▶ **Task objective**
Go through the listing below and gather every line with the word "full".

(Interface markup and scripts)
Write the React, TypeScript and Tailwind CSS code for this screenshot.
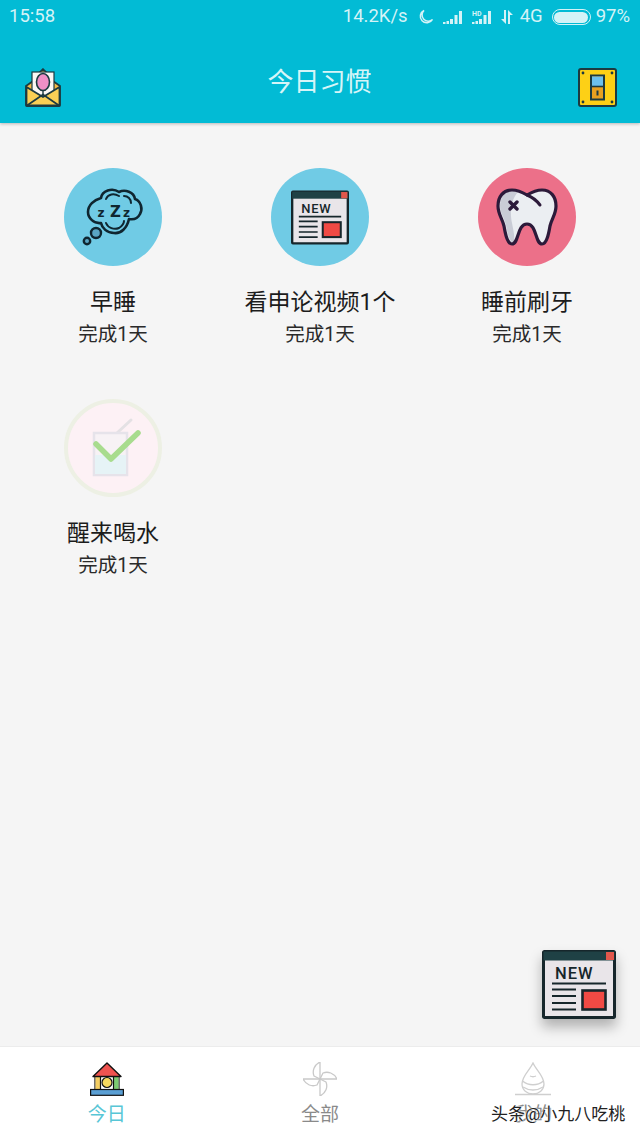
import React from "react";

const DARK = "#1c3a40";

function NewsIcon({ className }: { className: string }) {
  return (
    <svg viewBox="0 0 74 69" className={className}>
      <rect x="1.5" y="1.5" width="71" height="66" rx="1" fill="#e9e5e9" stroke="#16262b" strokeWidth="3" />
      <rect x="1.5" y="1.5" width="71" height="9" fill="#1f4145" />
      <rect x="64" y="2" width="8" height="8" fill="#e2574c" />
      <text x="13" y="29" fontFamily="Roboto, sans-serif" fontWeight="500" fontSize="16.5" letterSpacing="1" fill="#16262b">NEW</text>
      <path d="M10 33.5H64M10 39.5H34M10 46H34M10 53H34M10 59.5H34" stroke="#16262b" strokeWidth="2.2" fill="none" />
      <rect x="40.5" y="40.5" width="23" height="19" fill="#f04a44" stroke="#16262b" strokeWidth="2.6" />
    </svg>
  );
}

function SleepIcon() {
  return (
    <svg viewBox="0 0 98 98" className="w-[98px] h-[98px]">
      <path
        d="M37 30C38 23 48 19 55 24C61 21 70 24 71 31C77 33 79 41 76 46C74 50 70 52 65 51C63 60 57 66 50 65C43 65 38 60 37 55C30 56 24 50 24 44C24 37 30 32 37 30z"
        fill="none"
        stroke="#0f2630"
        strokeWidth="2.6"
        strokeLinejoin="round"
      />
      <path d="M42 31C44 26 50 25 55 28M60 28C64 28 67 31 67 35M42 55C44 60 50 62 55 60C58 58 60 56 60 53" fill="none" stroke="#0f2630" strokeWidth="2" strokeLinecap="round" />
      <text x="33.5" y="49" fontFamily="'DejaVu Sans', sans-serif" fontWeight="700" fontSize="12" fill="#0f2630">z</text>
      <text x="46" y="49" fontFamily="'DejaVu Sans', sans-serif" fontWeight="700" fontSize="15" fill="#0f2630">Z</text>
      <text x="59" y="49" fontFamily="'DejaVu Sans', sans-serif" fontWeight="700" fontSize="12" fill="#0f2630">z</text>
      <circle cx="32" cy="65" r="5" fill="#5aa6c4" stroke="#0f2630" strokeWidth="2.4" />
      <circle cx="23" cy="73" r="3.2" fill="#5aa6c4" stroke="#0f2630" strokeWidth="2.4" />
    </svg>
  );
}

function ToothIcon() {
  const outline =
    "M34 22c5 0 10 2 15 5 5-3 10-5 15-5 9 0 14 7 14 16 0 8-4 12-6 20-1 6-3 18-8 18-7 0-5-20-15-20s-8 20-15 20c-5 0-7-12-8-18-2-8-6-12-6-20 0-9 5-16 14-16z";
  return (
    <svg viewBox="0 0 98 98" className="w-[98px] h-[98px]">
      <path d={outline} fill="#ebeef2" />
      <path d="M22 38c0 7 4 11 6 19 1 6 3 18 8 18 1-8-1-14-2-20-2-9-2-22 6-31-2-1-4-2-6-2-7 0-12 8-12 16z" fill="#c9ccd6" />
      <path d={outline} fill="none" stroke="#2c1a3a" strokeWidth="3.2" strokeLinejoin="round" />
      <path d="M49 27c5 2 10 6 13 10" fill="none" stroke="#2c1a3a" strokeWidth="3" strokeLinecap="round" />
      <path d="M32 34l7 7M39 34l-7 7" stroke="#2c1a3a" strokeWidth="3.4" strokeLinecap="round" />
    </svg>
  );
}

function WaterIcon() {
  return (
    <svg viewBox="0 0 98 98" className="w-[98px] h-[98px]">
      <path d="M53 34l14-13" stroke="#e4e1e4" strokeWidth="3" fill="none" strokeLinecap="round" />
      <rect x="30" y="34" width="33" height="42" fill="#f7f2f5" stroke="#e6e3ea" strokeWidth="2.5" />
      <rect x="31" y="56" width="31" height="19" fill="#e6f3f6" />
      <path d="M32 45l15 15 27-26" fill="none" stroke="#a8dc8e" strokeWidth="5.5" strokeLinecap="round" strokeLinejoin="round" />
    </svg>
  );
}

function EnvelopeIcon() {
  return (
    <svg viewBox="0 0 36 39" className="w-9 h-[39px]">
      <path d="M18 1l4 4H14z" fill="#f7c94e" stroke={DARK} strokeWidth="1.6" />
      <path d="M1 18L18 6l17 12v19a1 1 0 0 1-1 1H2a1 1 0 0 1-1-1z" fill="#f5b945" stroke={DARK} strokeWidth="1.8" />
      <rect x="7" y="4" width="22" height="24" fill="#fbf8f5" stroke={DARK} strokeWidth="1.2" />
      <ellipse cx="18" cy="14" rx="6.5" ry="8.5" fill="#ef8fc6" stroke={DARK} strokeWidth="1.6" />
      <path d="M18 22.5v4" stroke={DARK} strokeWidth="1.4" />
      <path d="M1.5 19L18 29l16.5-10V37.5H1.5z" fill="#f9cf55" stroke={DARK} strokeWidth="1.8" strokeLinejoin="round" />
      <path d="M2 37.5l16-11 16 11" fill="none" stroke={DARK} strokeWidth="1.8" />
    </svg>
  );
}

function SwitchIcon() {
  return (
    <svg viewBox="0 0 39 39" className="w-[39px] h-[39px]">
      <rect x="1" y="1" width="37" height="37" rx="2" fill="#fdd016" stroke={DARK} strokeWidth="2" />
      <rect x="13" y="7.5" width="13" height="24" fill="#e8a020" stroke={DARK} strokeWidth="2" />
      <rect x="14" y="8.5" width="11" height="10" fill="#6cc0ee" />
      <path d="M13 18.5h13" stroke={DARK} strokeWidth="1.6" />
      <path d="M19.5 22.5v5" stroke={DARK} strokeWidth="2" />
      <g fill={DARK}>
        <circle cx="5" cy="5" r="1.4" />
        <circle cx="34" cy="5" r="1.4" />
        <circle cx="5" cy="34" r="1.4" />
        <circle cx="34" cy="34" r="1.4" />
      </g>
    </svg>
  );
}

function HouseIcon() {
  return (
    <svg viewBox="0 0 34 34" className="w-[34px] h-[34px]">
      <rect x="5" y="14" width="24" height="14" fill="#fff" stroke="#111" strokeWidth="1.2" />
      <rect x="5.5" y="14.5" width="5" height="13" fill="#f5cf63" />
      <rect x="23.5" y="14.5" width="5" height="13" fill="#7ccb72" />
      <path d="M10.5 14v14M23.5 14v14" stroke="#111" strokeWidth="1.2" />
      <circle cx="17" cy="20.5" r="5" fill="#f6d95e" stroke="#111" strokeWidth="1.2" />
      <path d="M17 1L3 14.5h28z" fill="#ef5350" stroke="#111" strokeWidth="1.4" strokeLinejoin="round" />
      <rect x="0.6" y="27.5" width="32.8" height="5.8" fill="#5a9fd4" stroke="#111" strokeWidth="1.2" />
    </svg>
  );
}

function PinwheelIcon() {
  return (
    <svg viewBox="0 0 34 34" className="w-[34px] h-[34px]" fill="none" stroke="#c9c9c9" strokeWidth="1.3" strokeLinejoin="round">
      <path d="M17 17L17 0C11 3 9 9 11 14z" />
      <path d="M17 17L34 17C31 11 25 9 20 11z" />
      <path d="M17 17L17 34C23 31 25 25 23 20z" />
      <path d="M17 17L0 17C3 23 9 25 14 23z" />
    </svg>
  );
}

function DropIcon() {
  return (
    <svg viewBox="0 0 36 34" className="w-9 h-[34px]" fill="none" stroke="#cfcfcf" strokeWidth="1.3">
      <path d="M18 1C15 8 7 14 7 22c0 6 5 10 11 10s11-4 11-10c0-8-8-14-11-21z" />
      <path d="M7.5 19c6 5 15 5 21 0M8 25c6 4 14 4 20 0M15 14c2 1 4 1 6 0" />
      <path d="M0 32.5h36" />
    </svg>
  );
}

function SignalIcon({ hd }: { hd?: boolean }) {
  return (
    <svg viewBox="0 0 22 16" className="w-[22px] h-4" fill="#d4f3f7">
      <rect x="0" y="13" width="2.5" height="2" />
      <rect x="3.5" y="12" width="2.5" height="3" />
      <rect x="7" y="10" width="3" height="5" />
      <rect x="11.5" y="6" width="3" height="9" />
      <rect x="16" y="2" width="3" height="13" />
      {hd && (
        <text x="0" y="6.5" fontFamily="Roboto, sans-serif" fontWeight="700" fontSize="7">
          HD
        </text>
      )}
    </svg>
  );
}

const habits = [
  { title: "早睡", bg: "bg-[#70cbe5]", icon: <SleepIcon /> },
  { title: "看申论视频1个", bg: "bg-[#70cbe5]", icon: <div className="flex items-center justify-center h-full"><NewsIcon className="w-[58px] h-[55px]" /></div> },
  { title: "睡前刷牙", bg: "bg-[#ec7089]", icon: <ToothIcon /> },
];

function Label({ title }: { title: string }) {
  return (
    <>
      <div className="mt-[22px] h-[30px] leading-[30px] text-[23px] text-[#1c1c1c] whitespace-nowrap">{title}</div>
      <div className="mt-[2px] h-[30px] leading-[30px] text-[19.5px] text-[#2a2a2a] whitespace-nowrap">完成1天</div>
    </>
  );
}

export default function App() {
  return (
    <div className="relative flex flex-col w-[640px] h-[1137px] bg-[#f5f5f5] overflow-hidden font-['Roboto','Noto_Sans_CJK_SC',sans-serif]">
      <header className="flex flex-col h-[123px] bg-[#02bbd5] shadow-[0_1px_3px_rgba(0,0,0,0.25)] z-10">
        <div className="flex items-center h-[34px] pl-[9px] pr-[10px] text-[18.5px] text-[#d4f3f7]">
          <span>15:58</span>
          <span className="ml-auto">14.2K/s</span>
          <svg viewBox="0 0 16 16" className="ml-[10px] w-4 h-4" fill="none" stroke="#d4f3f7" strokeWidth="1.5">
            <path d="M6 1.5a6.5 6.5 0 1 0 8.5 9A6 6 0 0 1 6 1.5z" />
          </svg>
          <span className="ml-[9px] flex"><SignalIcon /></span>
          <span className="ml-[7px] flex"><SignalIcon hd /></span>
          <svg viewBox="0 0 14 16" className="ml-[6px] w-[14px] h-4" fill="#d4f3f7">
            <path d="M4 1h2v14L1 10h3zM8 15V1l5 5h-3v9z" />
          </svg>
          <span className="ml-[6px]">4G</span>
          <span className="ml-[9px] flex items-center w-[39px] h-4 rounded-full border-[1.5px] border-[#d4f3f7] p-[1.5px]">
            <span className="block w-full h-full rounded-full bg-[#d4f3f7]" />
          </span>
          <span className="ml-[5px]">97%</span>
        </div>
        <nav className="flex items-center justify-between flex-1 pl-[25px] pr-[23px] pt-[18px]">
          <EnvelopeIcon />
          <span className="text-[26px] leading-none text-[#d6f5f8] mb-[11px]">今日习惯</span>
          <SwitchIcon />
        </nav>
      </header>

      <main className="flex-1 px-[9.5px] pt-[45px]">
        <div className="grid grid-cols-3 gap-y-[49px]">
          {habits.map((h) => (
            <div key={h.title} className="flex flex-col items-center">
              <div className={`w-[98px] h-[98px] rounded-full ${h.bg}`}>{h.icon}</div>
              <Label title={h.title} />
            </div>
          ))}
          <div className="flex flex-col items-center">
            <div className="w-[98px] h-[98px] rounded-full bg-[#fdf1f5] border-4 border-[#edf0e4] flex items-center justify-center">
              <div className="w-[98px] h-[98px] shrink-0"><WaterIcon /></div>
            </div>
            <Label title="醒来喝水" />
          </div>
        </div>
      </main>

      <div className="absolute left-[542px] top-[950px] shadow-[0_8px_12px_rgba(0,0,0,0.28)]">
        <NewsIcon className="block w-[74px] h-[69px]" />
      </div>

      <footer className="grid grid-cols-3 h-[91px] bg-white border-t border-[#ececec] pt-[15px]">
        <div className="flex flex-col items-center">
          <HouseIcon />
          <span className="mt-[5px] text-[19px] leading-[28px] text-[#58c6d6]">今日</span>
        </div>
        <div className="flex flex-col items-center">
          <PinwheelIcon />
          <span className="mt-[5px] text-[19px] leading-[28px] text-[#8a8a8a]">全部</span>
        </div>
        <div className="flex flex-col items-center">
          <DropIcon />
          <span className="mt-[5px] text-[19px] leading-[28px] text-[#8a8a8a]">我的</span>
        </div>
      </footer>

      <div className="absolute left-[491px] top-[1101px] text-[17px] leading-[26px] text-[#222] whitespace-nowrap [text-shadow:0_0_2px_#fff,0_0_2px_#fff]">
        头条@小九八吃桃
      </div>
    </div>
  );
}
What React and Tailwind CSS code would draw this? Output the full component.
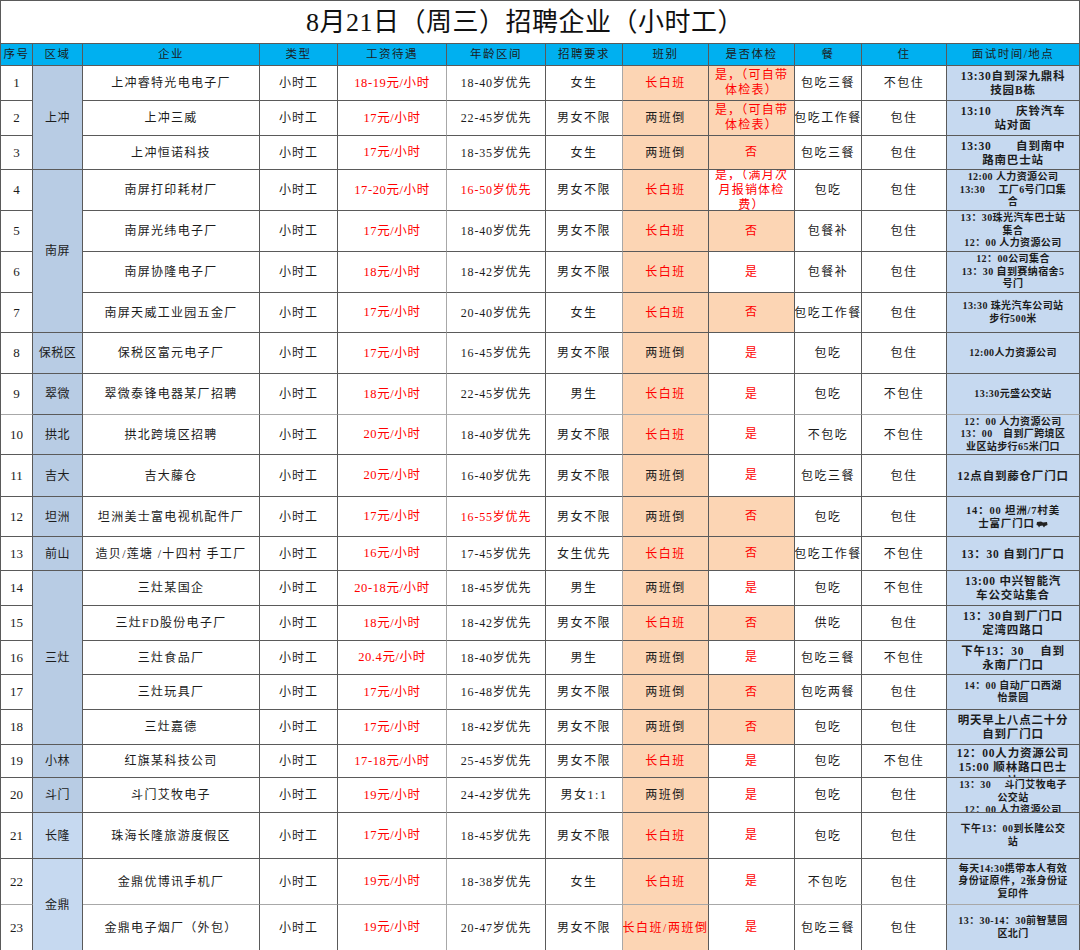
import React from "react";

const rows = [
  { co: "上冲睿特光电电子厂", pay: "18-19元/小时", age: "18-40岁优先", req: "女生", shift: "长白班", exam: ["是，（可自带", "体检表）"], examBg: true, meal: "包吃三餐", stay: "不包住", iv: ["13:30自到深九鼎科", "技园B栋"], ivs: "lg" },
  { co: "上冲三威", pay: "17元/小时", age: "22-45岁优先", req: "男女不限", shift: "两班倒", exam: ["是，（可自带", "体检表）"], examBg: true, meal: "包吃工作餐", stay: "包住", iv: ["13:10　　庆铃汽车", "站对面"], ivs: "lg" },
  { co: "上冲恒诺科技", pay: "17元/小时", age: "18-35岁优先", req: "女生", shift: "两班倒", exam: ["否"], examBg: true, meal: "包吃三餐", stay: "包住", iv: ["13:30　　自到南中", "路南巴士站"], ivs: "lg" },
  { co: "南屏打印耗材厂", pay: "17-20元/小时", age: "16-50岁优先", ageRed: true, req: "男女不限", shift: "长白班", exam: ["是，（满月次", "月报销体检", "费）"], meal: "包吃", stay: "包住", iv: ["12:00 人力资源公司", "13:30　 工厂6号门口集", "合"], ivs: "sm" },
  { co: "南屏光纬电子厂", pay: "17元/小时", age: "18-40岁优先", req: "男女不限", shift: "长白班", exam: ["否"], examBg: true, meal: "包餐补", stay: "包住", iv: ["13：30珠光汽车巴士站", "集合", "12：00 人力资源公司"], ivs: "sm" },
  { co: "南屏协隆电子厂", pay: "18元/小时", age: "18-42岁优先", req: "男女不限", shift: "长白班", exam: ["是"], meal: "包餐补", stay: "包住", iv: ["12：00公司集合", "13：30 自到赛纳宿舍5", "号门"], ivs: "sm" },
  { co: "南屏天威工业园五金厂", pay: "17元/小时", age: "20-40岁优先", req: "女生", shift: "长白班", exam: ["否"], examBg: true, meal: "包吃工作餐", stay: "包住", iv: ["13:30 珠光汽车公司站", "步行500米"], ivs: "sm" },
  { co: "保税区富元电子厂", pay: "17元/小时", age: "16-45岁优先", req: "男女不限", shift: "两班倒", exam: ["是"], meal: "包吃", stay: "包住", iv: ["12:00人力资源公司"], ivs: "sm" },
  { co: "翠微泰锋电器某厂招聘", pay: "18元/小时", age: "22-45岁优先", req: "男生", shift: "长白班", exam: ["是"], meal: "包吃", stay: "不包住", iv: ["13:30元盛公交站"], ivs: "sm", sep: true },
  { co: "拱北跨境区招聘", pay: "20元/小时", age: "18-40岁优先", req: "男女不限", shift: "长白班", exam: ["是"], meal: "不包吃", stay: "不包住", iv: ["12：00 人力资源公司", "13：00　自到厂跨境区", "业区站步行65米门口"], ivs: "sm" },
  { co: "吉大藤仓", pay: "20元/小时", age: "16-40岁优先", req: "男女不限", shift: "两班倒", exam: ["是"], meal: "包吃三餐", stay: "包住", iv: ["12点自到藤仓厂门口"], ivs: "lg" },
  { co: "坦洲美士富电视机配件厂", pay: "17元/小时", age: "16-55岁优先", ageRed: true, req: "男女不限", shift: "两班倒", exam: ["否"], examBg: true, meal: "包吃", stay: "包住", iv: ["14：00 坦洲/7村美", "士富厂门口"], ivs: "md", icon: true },
  { co: "造贝/莲塘 /十四村 手工厂", pay: "16元/小时", age: "17-45岁优先", req: "女生优先", shift: "长白班", exam: ["否"], examBg: true, meal: "包吃工作餐", stay: "不包住", iv: ["13：30 自到门厂口"], ivs: "lg" },
  { co: "三灶某国企", pay: "20-18元/小时", age: "18-45岁优先", req: "男生", shift: "两班倒", exam: ["是"], meal: "包吃", stay: "不包住", iv: ["13:00 中兴智能汽", "车公交站集合"], ivs: "lg" },
  { co: "三灶FD股份电子厂", pay: "18元/小时", age: "18-42岁优先", req: "男女不限", shift: "长白班", exam: ["否"], examBg: true, meal: "供吃", stay: "包住", iv: ["13：30自到厂门口", "定湾四路口"], ivs: "lg" },
  { co: "三灶食品厂", pay: "20.4元/小时", age: "18-40岁优先", req: "男生", shift: "两班倒", exam: ["是"], meal: "包吃三餐", stay: "不包住", iv: ["下午13：30　 自到", "永南厂门口"], ivs: "lg" },
  { co: "三灶玩具厂", pay: "17元/小时", age: "16-48岁优先", req: "男女不限", shift: "两班倒", exam: ["否"], examBg: true, meal: "包吃两餐", stay: "包住", iv: ["14：00 自动厂口西湖", "怡景园"], ivs: "sm" },
  { co: "三灶嘉德", pay: "17元/小时", age: "18-42岁优先", req: "男女不限", shift: "两班倒", exam: ["否"], examBg: true, meal: "包吃", stay: "包住", iv: ["明天早上八点二十分", "自到厂门口"], ivs: "lg" },
  { co: "红旗某科技公司", pay: "17-18元/小时", age: "25-45岁优先", req: "男女不限", shift: "长白班", exam: ["是"], meal: "包吃", stay: "不包住", iv: ["12：00人力资源公司", "15:00 顺林路口巴士", "站"], ivs: "lg", top: true },
  { co: "斗门艾牧电子", pay: "19元/小时", age: "24-42岁优先", req: "男女1:1", shift: "两班倒", exam: ["是"], meal: "包吃", stay: "包住", iv: ["13：30　 斗门艾牧电子", "公交站", "12：00 人力资源公司"], ivs: "sm", top: true },
  { co: "珠海长隆旅游度假区", pay: "17元/小时", age: "18-45岁优先", req: "男女不限", shift: "长白班", exam: ["是"], meal: "包吃", stay: "包住", iv: ["下午13：00到长隆公交", "站"], ivs: "sm" },
  { co: "金鼎优博讯手机厂", pay: "19元/小时", age: "18-38岁优先", req: "女生", shift: "长白班", exam: ["是"], meal: "不包吃", stay: "包住", iv: ["每天14:30携带本人有效", "身份证原件，2张身份证", "复印件"], ivs: "sm", sep: true },
  { co: "金鼎电子烟厂（外包）", pay: "19元/小时", age: "20-47岁优先", req: "男女不限", shift: "长白班/两班倒", exam: ["是"], meal: "包吃三餐", stay: "包住", iv: ["13：30-14：30前智慧园", "区北门"], ivs: "sm" },
];

const regions = {
  0: { name: "上冲", span: "row-span-3" },
  3: { name: "南屏", span: "row-span-4" },
  7: { name: "保税区", span: "" },
  8: { name: "翠微", span: "" },
  9: { name: "拱北", span: "" },
  10: { name: "吉大", span: "" },
  11: { name: "坦洲", span: "" },
  12: { name: "前山", span: "" },
  13: { name: "三灶", span: "row-span-5" },
  18: { name: "小林", span: "" },
  19: { name: "斗门", span: "" },
  20: { name: "长隆", span: "", light: true },
  21: { name: "金鼎", span: "row-span-2", light: true },
};

const ivSize = {
  lg: "text-[11.5px] leading-[14px] tracking-[0.8px]",
  md: "text-[10.5px] leading-[13px] tracking-[0.8px]",
  sm: "text-[10px] leading-[12.5px] tracking-[0.4px]",
};

const cell =
  "flex flex-col items-center justify-center text-center overflow-hidden whitespace-nowrap border-r border-b border-[#5a5a5a]";

function Bus() {
  return (
    <svg width="12" height="7" viewBox="0 0 12 7" className="inline-block ml-[1px] align-middle">
      <path d="M1 1 L5 0.5 L7 1.5 L11 1 L11.5 4 L9 5 L8 6.5 L6.5 4.5 L4 5 L3 6.5 L2 4.5 L0.5 4 Z" fill="#222" />
    </svg>
  );
}

export default function App() {
  const head = ["序号", "区域", "企业", "类型", "工资待遇", "年龄区间", "招聘要求", "班别", "是否体检", "餐", "住", "面试时间/地点"];

  return (
    <div className="w-[1080px] h-[950px] overflow-hidden bg-white font-['Liberation_Serif','Noto_Sans_CJK_SC',serif] text-[#1c1c1c]">
      <div className="grid grid-cols-[32px_50px_177px_78px_109px_99px_77px_86px_86px_67px_85px_133px] grid-rows-[43px_22px_35px_35px_34px_41px_41px_41px_40px_41px_41px_40px_42px_40px_34px_35px_35px_34px_35px_35px_33px_35px_46px_46px_46px] border-l border-t border-[#5a5a5a]">
        <div className={`${cell} col-span-12 pr-[30px]`}>
          <h1 className="text-[26px] tracking-[0.5px] text-[#111]">8月21日（周三）招聘企业（小时工）</h1>
        </div>

        {head.map((h) => (
          <div key={h} className={`${cell} bg-[#00b0f0] text-[11.5px] tracking-[1.5px]`}>
            {h}
          </div>
        ))}

        {rows.map((r, i) => {
          const reg = regions[i];
          const sep = r.sep ? "border-b-[#a8a8a8]" : "";
          return (
            <React.Fragment key={i}>
              <div className={`${cell} ${sep} text-[13px]`}>{i + 1}</div>
              {reg && (
                <div
                  className={`${cell} ${reg.span} ${reg.light ? "bg-[#c6d9f0]" : "bg-[#b8cce4]"} text-[12px] tracking-[0.5px]`}
                >
                  {reg.name}
                </div>
              )}
              <div className={`${cell} ${sep} text-[12px] tracking-[1.3px]`}>{r.co}</div>
              <div className={`${cell} ${sep} text-[12px] tracking-[1px]`}>小时工</div>
              <div className={`${cell} ${sep} border-r-[#a8a8a8] text-[12.5px] tracking-[0.6px] text-[#ff0000]`}>{r.pay}</div>
              <div className={`${cell} ${sep} text-[12px] tracking-[0.8px] ${r.ageRed ? "text-[#ff0000]" : ""}`}>{r.age}</div>
              <div className={`${cell} ${sep} border-r-[#a8a8a8] text-[12px] tracking-[1.5px]`}>{r.req}</div>
              <div
                className={`${cell} ${sep} bg-[#fcd5b4] text-[12px] tracking-[1.5px] ${r.shift === "两班倒" ? "" : "text-[#ff0000]"}`}
              >
                {r.shift}
              </div>
              <div
                className={`${cell} ${sep} ${r.examBg ? "bg-[#fcd5b4]" : ""} text-[12px] leading-[15px] tracking-[1.2px] text-[#ff0000]`}
              >
                {r.exam.map((l) => (
                  <span key={l}>{l}</span>
                ))}
              </div>
              <div className={`${cell} ${sep} text-[12px] tracking-[1.5px]`}>{r.meal}</div>
              <div className={`${cell} ${sep} text-[12px] tracking-[1.5px]`}>{r.stay}</div>
              <div
                className={`${cell} ${sep} bg-[#c6d9f0] px-[2px] font-bold whitespace-pre ${ivSize[r.ivs]} ${r.top ? "!justify-start pt-[1px]" : ""}`}
              >
                {r.iv.map((l, k) => (
                  <span key={k}>
                    {l}
                    {r.icon && k === 1 && <Bus />}
                  </span>
                ))}
              </div>
            </React.Fragment>
          );
        })}
      </div>
    </div>
  );
}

▶ **Expected output**
  { title: "看申论视频1个", bg: "bg-[#70cbe5]", icon: <div className="flex items-center justify-center h-full"><NewsIcon className="w-[58px] h-[55px]" /></div> },
          <span className="ml-[9px] flex items-center w-[39px] h-4 rounded-full border-[1.5px] border-[#d4f3f7] p-[1.5px]">
            <span className="block w-full h-full rounded-full bg-[#d4f3f7]" />
              <div className={`w-[98px] h-[98px] rounded-full ${h.bg}`}>{h.icon}</div>
            <div className="w-[98px] h-[98px] rounded-full bg-[#fdf1f5] border-4 border-[#edf0e4] flex items-center justify-center">
What React and Tailwind CSS code would draw this? Output the full component.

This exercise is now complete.